Vol. 11 #37: Thursday, August 24, 2006
Calgary's News & Entertainment Weekly
FFWD Weekly
VIDEO VULTURE
by JOHN TEBBUTT
Don’t get carried away
Polite monsters and portable women
There was a time when movie monsters wanted nothing more than to scoop up the leading lady and go for a stroll. Absolutely nothing bad would happen to the lass – she might faint from fright, or perhaps scream and wiggle a lot, but usually she’d just behave herself and quietly look concerned. Eventually the monster would get tired and put her down, at which point some rugged tough guy would emerge and knock the beast out, and the girl would bury her face in the guy’s chest while he assured her that everything’s all right, it’s all over now, etc.

Half of the movie posters of the ’50s featured monsters clutching unconscious females in their mighty arms. A potent fear throughout the decade must have been that clumsy rubber people with zippers down their backs would kidnap our womenfolk and then walk around for a while. Horrors! Some of these films even allowed the monsters to bring their portable women all the way back to their swampy lairs. What fiendish plan does the beast have in mind for our not-really-struggling-that-much heroine? First base? Heavy petting? Yahtzee? Fortunately, things never got that far, as the poor monster always got defeated the minute he put the girl down. Then, we’d see in the creature’s dying eyes that it never intended to hurt the girl and we’d all have a good cry over the fate of the misunderstood monster.

What’s it like being transported by a monster? Probably a bit like this:

· The Mummy: Smells bad, but comfy (The Mummy, 1932).

· Frankenstein’s Monster: Shambling gait results in a bumpy ride; awkward conversationalist (Frankenstein, 1931).

· Man with Fly head: Easily distracted by sugar and picnics. Wear a drool-guard (The Fly, 1958).

· Alien robot named Gort: Cold and hard, but you can listen to AM radio (The Day the Earth Stood Still, 1951).

· Walking tree: Good back support. Plus, you can carve your initials in him, and he won’t mind (From Hell it Came, 1957).

· Giant ape: Fast and gentle, but watch out if you’re afraid of heights (King Kong, 1933).

· Ro-Man: This guy’s just a gorilla in a space helmet, so it’s like riding a big furry beanbag chair. Plus, you can do your makeup in his reflective faceplate (Robot Monster, 1953).

You’d think that after the first 50 or 60 times, people would become used to monsters abducting women and just shrug it off as the harmless occurrence it clearly was. The dramatic background music always indicated that the woman was being carried away to a fate worse than death, even though her actual fate was more likely to just be late for something. Maybe that’s why all those hotheaded movie heroes were so anxious to stop the spread of monsters. All those abductions were making women late for stuff.

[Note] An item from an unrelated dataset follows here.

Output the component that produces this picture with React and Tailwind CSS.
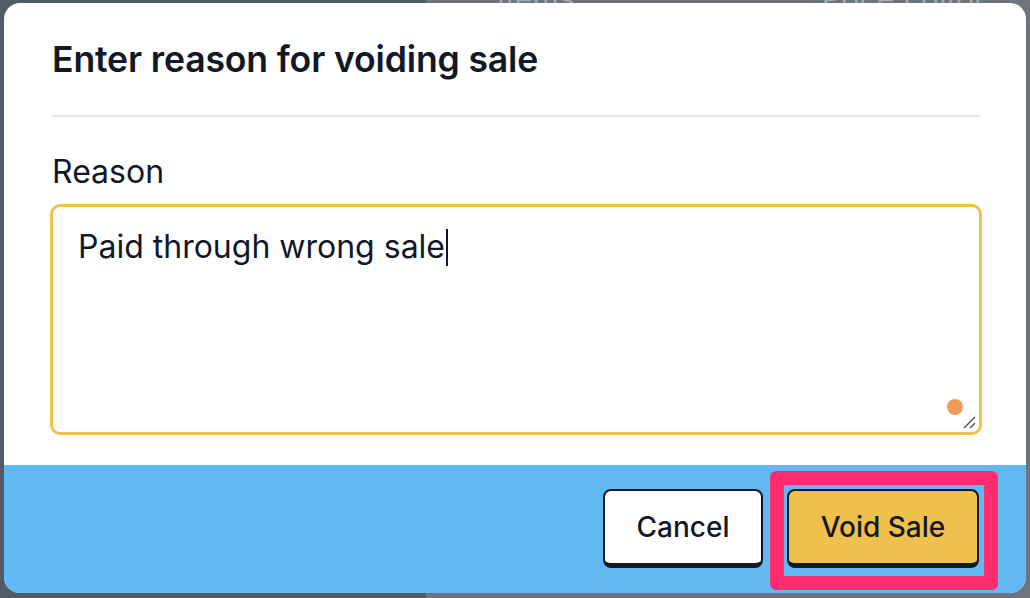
import React from "react";

export default function App() {
  return (
    <div
      className="relative h-[598px] w-[1030px] overflow-hidden"
      style={{ fontFamily: "Inter, 'Noto Sans', sans-serif" }}
    >
      {/* dimmed page behind */}
      <div className="flex h-full w-full">
        <div className="h-full w-[426px] bg-[#535a67]" />
        <div className="h-full flex-1 bg-[#6e737c]">
          <div className="-mt-[24px] flex text-[30px] text-[#a3a7ae]">
            <span className="ml-[71px]">Items</span>
            <span className="ml-[247px]">Price Editor</span>
          </div>
        </div>
      </div>

      {/* modal */}
      <div className="absolute left-[4px] top-[3px] flex h-[590px] w-[1022px] flex-col overflow-hidden rounded-2xl bg-white">
        <div className="flex flex-1 flex-col pl-12 pr-[46px]">
          <h2 className="pt-[35px] text-[35.6px] font-semibold leading-[43px] tracking-[-0.15px] text-[#111827]">
            Enter reason for voiding sale
          </h2>
          <div className="mt-[34px] h-[2px] bg-[#e5e7eb]" />
          <label className="mt-[31px] text-[32px] leading-[48px] text-[#111827]">
            Reason
          </label>
          <div className="relative -ml-[2px] -mr-[2px] mt-[8px] h-[231px] rounded-[10px] border-[3px] border-[#f2c24d] px-[25px] pt-[16px]">
            <div className="flex items-center text-[32px] leading-[48px] text-[#111827]">
              <span>Paid through wrong sale</span>
              <span className="ml-[1px] h-[37px] w-[2px] bg-[#111827]" />
            </div>
            <span className="absolute bottom-[17px] right-[16px] h-[16px] w-[16px] rounded-full bg-[#f09a5d]" />
            <svg
              className="absolute bottom-[2px] right-[2px]"
              width="16"
              height="16"
              viewBox="0 0 16 16"
            >
              <line x1="3" y1="14" x2="14" y2="3" stroke="#555" strokeWidth="1.5" />
              <line x1="9" y1="14" x2="14" y2="9" stroke="#555" strokeWidth="1.5" />
            </svg>
          </div>
        </div>

        <div className="mt-[30px] flex h-[128px] items-start justify-end gap-6 bg-[#62b9f2] pl-12 pr-[47px] pt-6">
          <button className="flex h-[79px] w-[160px] items-center justify-center rounded-lg border-2 border-b-[5px] border-[#111827] bg-white text-[28px] font-medium text-[#111827]">
            Cancel
          </button>
          <div className="relative">
            <span className="pointer-events-none absolute -bottom-[22px] -left-[17px] -right-[19px] -top-[18px] rounded-[6px] border-[14px] border-[#ff2d6f]" />
            <button className="relative flex h-[79px] w-[192px] items-center justify-center rounded-lg border-2 border-b-[5px] border-[#111827] bg-[#f0c04c] text-[28px] font-medium text-[#111827]">
              Void Sale
            </button>
          </div>
        </div>
      </div>
    </div>
  );
}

But why kill the poor monsters? Surely if there were that many abductions going on, a clever organizer could arrange for women to be picked up and carried in the direction they intended to go in the first place. It would be like a taxi service; if an attractive woman needed to go downtown in a hurry, she’d flag down the Creature from the Black Lagoon, and just get carried there. Then she’d give the slimy beast some money and a quick peck on the cheek, and trot into her PTA meeting or yoga class or whatever. Then the Wolf Man could carry her home again. Everybody wins!